SDSU
AMERICA’S BEST SCHOOLS AWARD

APPLYING FOR THE ABS AWARD

Qualifying for an ABS Award

1

Applications

Schools must have high numbers of students who qualify for free/reduced-price lunch, attain school-wide proficiency rates that exceed state averages for all demographic groups, and demonstrate other evidence of excellence providing students with a rich school experience.

After we post our application on our website, we invite local, district, and state education leaders to nominate schools that qualify for our award. Schools submit a letter of intent and then complete a rigorous application along with a video of two lessons taught at their school. Upon our review of the applications, schools that meet all of the award criteria become the pool from which we select our finalists.

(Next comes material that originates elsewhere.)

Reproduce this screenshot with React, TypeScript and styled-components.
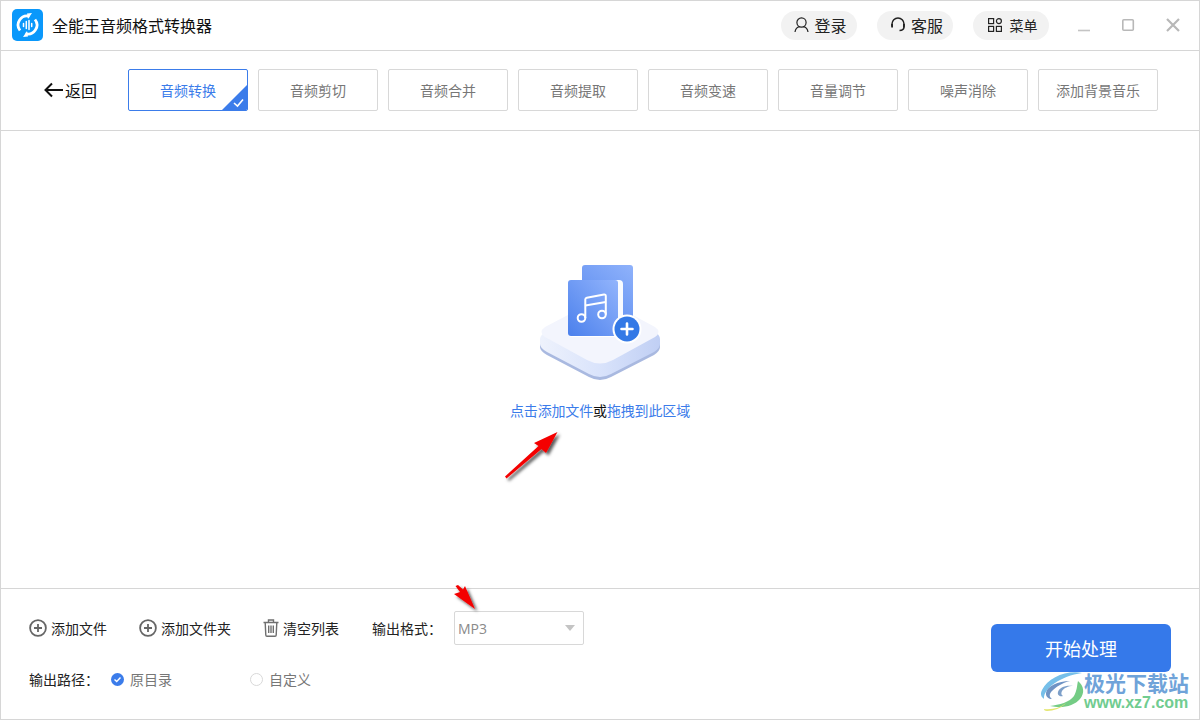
import React from "react";
import styled, { createGlobalStyle } from "styled-components";

const Global = createGlobalStyle`
  html, body { margin: 0; padding: 0; background: #fff; }
  * { box-sizing: border-box; }
  body { font-family: "Noto Sans CJK SC", "Noto Sans", sans-serif; }
`;

const Window = styled.div`
  position: relative;
  width: 1200px;
  height: 720px;
  display: flex;
  flex-direction: column;
  border: 1px solid #d6d6d6;
  overflow: hidden;
  background: #fff;
`;

const TitleBar = styled.header`
  height: 50px;
  flex: none;
  display: flex;
  align-items: center;
  padding: 0 18px 1px 11px;
  border-bottom: 1px solid #d6d6d6;
`;

const AppTitle = styled.h1`
  margin: 0 0 0 9px;
  flex: 1;
  font-size: 16px;
  font-weight: 400;
  color: #111;
`;

const Pill = styled.button<{ $gap: number }>`
  width: 76px;
  height: 29px;
  margin-right: 20px;
  display: flex;
  align-items: center;
  justify-content: center;
  gap: ${(p) => p.$gap}px;
  padding: 0 0 0 3px;
  border: none;
  border-radius: 15px;
  background: #f2f2f2;
  color: #222;
  font: 400 16px "Noto Sans CJK SC", sans-serif;
`;

const SmallLabel = styled.span`
  font-size: 14px;
`;

const WinControls = styled.div`
  display: flex;
  align-items: center;
  gap: 30px;
  margin-left: 8px;
`;

const Toolbar = styled.nav`
  height: 80px;
  flex: none;
  display: flex;
  align-items: center;
  padding: 0 0 2px 43px;
  border-bottom: 1px solid #d6d6d6;
`;

const BackLink = styled.a`
  width: 84px;
  display: flex;
  align-items: center;
  font-size: 16px;
  color: #111;
`;

const Tabs = styled.div`
  display: flex;
  gap: 10px;
`;

const Tab = styled.div<{ $active?: boolean }>`
  position: relative;
  width: 120px;
  height: 42px;
  display: flex;
  align-items: center;
  justify-content: center;
  overflow: hidden;
  border: 1px solid ${(p) => (p.$active ? "#3b7cea" : "#d8d8d8")};
  border-radius: 2px;
  font-size: 14px;
  color: ${(p) => (p.$active ? "#3b7cea" : "#777")};
`;

const Corner = styled.svg`
  position: absolute;
  right: 0;
  bottom: 0;
`;

const Main = styled.main`
  flex: 1;
  display: flex;
  flex-direction: column;
  align-items: center;
  padding-top: 134px;
`;

const DropHint = styled.p`
  margin: 18px 0 0;
  font-size: 14px;
  line-height: 22px;
  letter-spacing: -0.15px;
  color: #3b7cea;
`;

const Or = styled.span`
  color: #111;
`;

const Footer = styled.footer`
  height: 131px;
  flex: none;
  display: flex;
  justify-content: space-between;
  padding: 22px 28px 0 28px;
  border-top: 1px solid #d6d6d6;
`;

const Options = styled.div`
  display: flex;
  flex-direction: column;
  gap: 17px;
`;

const OptionRow = styled.div`
  display: flex;
  align-items: center;
  height: 34px;
`;

const ActionLink = styled.a<{ $width: number }>`
  width: ${(p) => p.$width}px;
  display: flex;
  align-items: center;
  gap: 4px;
  font-size: 14px;
  color: #222;
`;

const FieldLabel = styled.span<{ $width: number }>`
  width: ${(p) => p.$width}px;
  font-size: 14px;
  color: #222;
`;

const Select = styled.div`
  width: 130px;
  height: 34px;
  display: flex;
  align-items: center;
  justify-content: space-between;
  padding: 0 4px 0 3px;
  border: 1px solid #d8d8d8;
  border-radius: 2px;
  font: 400 14px "Open Sans", sans-serif;
  color: #8a8a8a;
`;

const Caret = styled.i`
  width: 0;
  height: 0;
  margin-right: 4px;
  border-left: 5px solid transparent;
  border-right: 5px solid transparent;
  border-top: 6px solid #c4c4c4;
`;

const Radio = styled.label<{ $width: number }>`
  width: ${(p) => p.$width}px;
  display: flex;
  align-items: center;
  gap: 6px;
  font-size: 14px;
  color: #777;
`;

const StartButton = styled.button`
  width: 180px;
  height: 48px;
  margin-top: 13px;
  border: none;
  border-radius: 6px;
  background: #3579ea;
  color: #fff;
  font: 400 18px "Noto Sans CJK SC", sans-serif;
`;

const Overlay = styled.svg`
  position: absolute;
  left: -1px;
  top: -1px;
  pointer-events: none;
`;

const Watermark = styled.div`
  position: absolute;
  left: 1039px;
  top: 670px;
  display: flex;
  align-items: center;
  gap: 0;
`;

const WatermarkText = styled.div`
  display: flex;
  flex-direction: column;
  align-items: flex-start;
  margin-left: -4px;
`;

const WatermarkCn = styled.span`
  font-size: 21px;
  line-height: 23px;
  font-weight: 700;
  color: #6fa3d9;
`;

const WatermarkEn = styled.span`
  font: 700 16px/17px "Liberation Sans", sans-serif;
  color: #70cc90;
`;

const tabs = ["音频转换", "音频剪切", "音频合并", "音频提取", "音频变速", "音量调节", "噪声消除", "添加背景音乐"];

const PlusCircle = () => (
  <svg width="18" height="18" viewBox="0 0 18 18" fill="none" stroke="#666" strokeWidth="1.8">
    <circle cx="9" cy="9" r="7.9" />
    <path d="M9 5v8M5 9h8" />
  </svg>
);

const Trash = () => (
  <svg width="16" height="18" viewBox="0 0 16 18" fill="none" stroke="#6f6f6f" strokeWidth="1.4">
    <path d="M0.5 3.5h15M5.5 3.2V1h5v2.2M2.2 3.5l.6 12.6c0 .7.5 1.2 1.2 1.2h8c.7 0 1.2-.5 1.2-1.2l.6-12.6" />
    <path d="M5.7 6.5v7.5M8 6.5v7.5M10.3 6.5v7.5" />
  </svg>
);

const Illustration = () => (
  <svg width="121" height="116" viewBox="0 0 121 116">
    <defs>
      <linearGradient id="back" x1="1" y1="0" x2="0.3" y2="1">
        <stop offset="0" stopColor="#8fb2fb" />
        <stop offset="1" stopColor="#5d8df0" />
      </linearGradient>
      <linearGradient id="front" x1="1" y1="0" x2="0" y2="1">
        <stop offset="0" stopColor="#92b4fc" />
        <stop offset="1" stopColor="#4b80ec" />
      </linearGradient>
      <linearGradient id="side" x1="0" y1="0" x2="1" y2="0">
        <stop offset="0" stopColor="#eef2fc" />
        <stop offset="0.5" stopColor="#d9e3fb" />
        <stop offset="1" stopColor="#c0cff4" />
      </linearGradient>
    </defs>
    <path d="M47 50 Q60 43 74 50 L114 71 Q120 75 120 79 L120 82 Q120 86 114 90 L71 112 Q60 118 49 112 L7 90 Q0 86 0 82 L0 78 Q0 75 7 71Z" fill="#a9b9e0" />
    <path d="M47 45 Q60 38 74 45 L114 66 Q120 70 120 74 L120 79 Q120 83 114 87 L71 109 Q60 115 49 109 L7 87 Q0 83 0 79 L0 74 Q0 70 7 66Z" fill="url(#side)" />
    <path d="M47 40 Q60 33 74 40 L115 62 Q122 67 115 72 L73 95 Q60 102 47 95 L5 72 Q-2 67 5 62Z" fill="#f3f5fd" />
    <path d="M45 0h45a3 3 0 0 1 3 3v56H42V3a3 3 0 0 1 3-3Z" fill="url(#back)" />
    <path d="M31 15h48a4 4 0 0 1 4 4v50a3 3 0 0 1-3 3H32a4 4 0 0 1-4-4V18a3 3 0 0 1 3-3Z" fill="#fff" opacity="0.95" />
    <rect x="28" y="15" width="50" height="56" rx="3" fill="url(#front)" />
    <g fill="none" stroke="#fff" strokeWidth="2">
      <circle cx="41.5" cy="53" r="3.8" />
      <circle cx="62" cy="49.500" r="3.800" />
      <path d="M45.300 53V34.500c0-1 .5-1.600 1.500-1.800L64 29.500c1-.2 1.800.4 1.800 1.400V49.500" />
      <path d="M45.300 40.500l20.500-3.600" />
    </g>
    <circle cx="87" cy="64" r="14.500" fill="#fff" />
    <circle cx="87" cy="64" r="12.500" fill="#3479e6" />
    <path d="M87 58.500v11M81.500 64h11" stroke="#fff" strokeWidth="2.600" strokeLinecap="round" />
  </svg>
);

const Logo = () => (
  <svg width="31" height="32" viewBox="0 0 31 32">
    <rect width="31" height="32" rx="5" fill="#0a98fb" />
    <g fill="none" stroke="#fff" strokeWidth="2.800">
      <path d="M8 21.500A9 9 0 0 1 17.500 7.300" />
      <path d="M23 10.500A9 9 0 0 1 13.500 24.700" />
    </g>
    <path d="M20 4l-4 6-1-5.500ZM11 28l4-6 1 5.500Z" fill="#fff" />
    <path d="M11.500 14.500v3M14.300 12.500v7M17 11.500v9M19.700 14.500v3" stroke="#fff" strokeWidth="1.500" strokeLinecap="round" />
  </svg>
);

const Swirl = () => (
  <svg width="48" height="40" viewBox="0 0 48 40" fill="none">
    <path d="M42 2C26-1 8 7 2 19c-2 4-1 7 2 9C3 18 20 5 42 2Z" fill="#76bfe9" />
    <path d="M30 10C18 10 7 15 6 22c-.4 4 3 6 6 6-3-2-3-5 0-8 4-4 10-8 18-10Z" fill="#6f93c4" />
    <path d="M33 15c-8-1-14 2-15 6-1 3 2 5 5 4-2-1-2-3-1-5 2-3 6-5 11-5Z" fill="#7d9fc9" />
    <path d="M38 10c6 5 7 12 2 18-6 7-18 10-30 7 9-1 20-4 24-10 3-5 3-11 4-15Z" fill="#74cc85" />
    <path d="M4 38c8 1 16-1 22-6-4 5-13 8-19 8-2 0-3-1-3-2Z" fill="#e4e66f" />
  </svg>
);

export default function App() {
  return (
    <>
      <Global />
      <Window>
        <TitleBar>
          <Logo />
          <AppTitle>全能王音频格式转换器</AppTitle>
          <Pill $gap={5}>
            <svg width="15" height="16" viewBox="0 0 15 16" fill="none" stroke="#222" strokeWidth="1.200">
              <circle cx="7.500" cy="5.500" r="4.600" />
              <path d="M1 15c.4-3 2.600-5 4.600-5.400M14 15c-.4-3-2.600-5-4.600-5.400" />
            </svg>
            登录
          </Pill>
          <Pill $gap={5}>
            <svg width="16" height="16" viewBox="0 0 16 16" fill="none" stroke="#222" strokeWidth="1.500">
              <path d="M2 9.500V7a6 6 0 0 1 12 0v2.500" />
              <path d="M14 9.500c0 2.500-1.800 4-4.500 4" />
              <rect x="1.200" y="7" width="1.800" height="3.500" fill="#222" stroke="none" />
              <rect x="13" y="7" width="1.800" height="3.500" fill="#222" stroke="none" />
            </svg>
            客服
          </Pill>
          <Pill $gap={8}>
            <svg width="14" height="14" viewBox="0 0 14 14" fill="none" stroke="#222" strokeWidth="1.200">
              <rect x="0.600" y="0.600" width="5" height="5" />
              <rect x="0.600" y="8.400" width="5" height="5" />
              <rect x="8.400" y="8.400" width="5" height="5" />
              <circle cx="10.900" cy="3.100" r="2.500" />
            </svg>
            <SmallLabel>菜单</SmallLabel>
          </Pill>
          <WinControls>
            <svg width="14" height="14" viewBox="0 0 14 14"><path d="M1 12.500h12" stroke="#c4c4c4" strokeWidth="1.600" /></svg>
            <svg width="14" height="14" viewBox="0 0 14 14" fill="none"><rect x="1.800" y="1.800" width="10.500" height="10.500" rx="1" stroke="#b8b8b8" strokeWidth="1.600" /></svg>
            <svg width="16" height="16" viewBox="0 0 16 16"><path d="M2 2l12 12M14 2L2 14" stroke="#b8b8b8" strokeWidth="2.200" /></svg>
          </WinControls>
        </TitleBar>

        <Toolbar>
          <BackLink>
            <svg width="21" height="16" viewBox="0 0 21 16" fill="none" stroke="#111" strokeWidth="2"><path d="M1.500 8h17.500M8 1.500L1.500 8 8 14.500" /></svg>
            返回
          </BackLink>
          <Tabs>
            {tabs.map((label, i) => (
              <Tab key={label} $active={i === 0}>
                {label}
                {i === 0 && (
                  <Corner width="25" height="25" viewBox="0 0 25 25">
                    <path d="M25 0V25H0Z" fill="#3b7cea" />
                    <path d="M12 18l3.500 3L21 14.500" fill="none" stroke="#fff" strokeWidth="1.600" />
                  </Corner>
                )}
              </Tab>
            ))}
          </Tabs>
        </Toolbar>

        <Main>
          <Illustration />
          <DropHint>
            点击添加文件<Or>或</Or>拖拽到此区域
          </DropHint>
        </Main>

        <Footer>
          <Options>
            <OptionRow>
              <ActionLink $width={110}><PlusCircle />添加文件</ActionLink>
              <ActionLink $width={124}><PlusCircle />添加文件夹</ActionLink>
              <ActionLink $width={109}><Trash />清空列表</ActionLink>
              <FieldLabel $width={82}>输出格式：</FieldLabel>
              <Select>MP3<Caret /></Select>
            </OptionRow>
            <OptionRow>
              <FieldLabel $width={82}>输出路径：</FieldLabel>
              <Radio $width={139}>
                <svg width="13" height="13" viewBox="0 0 13 13">
                  <circle cx="6.500" cy="6.500" r="6.500" fill="#3b7cea" />
                  <path d="M3.500 6.500l2.200 2.100 3.800-4" fill="none" stroke="#fff" strokeWidth="1.400" />
                </svg>
                原目录
              </Radio>
              <Radio $width={80}>
                <svg width="13" height="13" viewBox="0 0 13 13">
                  <circle cx="6.500" cy="6.500" r="6" fill="#fff" stroke="#d8d8d8" />
                </svg>
                自定义
              </Radio>
            </OptionRow>
          </Options>
          <StartButton>开始处理</StartButton>
        </Footer>

        <Overlay width="1200" height="720" viewBox="0 0 1200 720">
          <defs>
            <filter id="arrowShadow" x="-30%" y="-30%" width="170%" height="170%">
              <feDropShadow dx="2.500" dy="2.500" stdDeviation="1.800" floodColor="#000" floodOpacity="0.65" />
            </filter>
          </defs>
          <path d="M505 476.500L538.500 446 534 443 557.500 432 546 453 541.500 449 506.500 478.500Z" fill="#f40000" filter="url(#arrowShadow)" />
          <path d="M475 609L454 594 460 592 455.500 586 458 585 463 589.500 465 586Z" fill="#f40000" filter="url(#arrowShadow)" />
        </Overlay>

        <Watermark>
          <Swirl />
          <WatermarkText>
            <WatermarkCn>极光下载站</WatermarkCn>
            <WatermarkEn>www.xz7.com</WatermarkEn>
          </WatermarkText>
        </Watermark>
      </Window>
    </>
  );
}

Many schools from across the country apply for our award but do not meet our criteria.  Many more schools show interest in applying, but realize that they would not be able to meet the stringent criteria necessary to qualify.

After reviewing all applications, we select the schools with the greatest evidence of excellence as our award finalists; the remaining schools are added to our America’s Best Urban Schools Honor Roll.

2

Site Visits

NCUST sends teams of educators to each finalist school to both validate applications and collect evidence of excellence.

Site-visit teams:

  1. Conduct observations of all classrooms,
  2. Sit in on teacher-collaboration meetings, parent meetings, and other daily, school activities,
  3. Interview school and district administrators, and
  4. Conduct focus groups with teachers, staff, students, and parents.

3

Winner Selection

Our team reviews all of the data gathered from all of our finalists to determine who will be our bronze, silver and gold winners. Those that have the most evidences of success earn our gold award, followed by silver and then bronze.

Across all schools we find evidence of high-expectations for student learning, teacher collaboration, direct and small-group instruction to address diverse learning needs, processes to identify and support students who need intervention, opportunities for students to engage in rich arts and extra-curricular activities, and caring, supportive relationships among students, faculty, parents, and community members.

We find students who feet valued, capable, and cared for by all of the adults in the schools.  Bent on preparing their students for college and career, teachers helped their students grapple with rigorous content through problem-based inquiry, interdisciplinary instruction, and small-group discussions of essential questions.  Through career pathways, students gained necessary technical skills while learning to work collaboratively and think critically. In addition, these schools offered students impressive instrumental and choral music programs, visual arts, drama, dance, culinary arts offerings, pre-veterinary science courses, along with a myriad of clubs and other opportunities to enrich and extend learning.

 

4

Awards

At our America’s Best Urban School Symposium, held in May of each year, we celebrate the winners.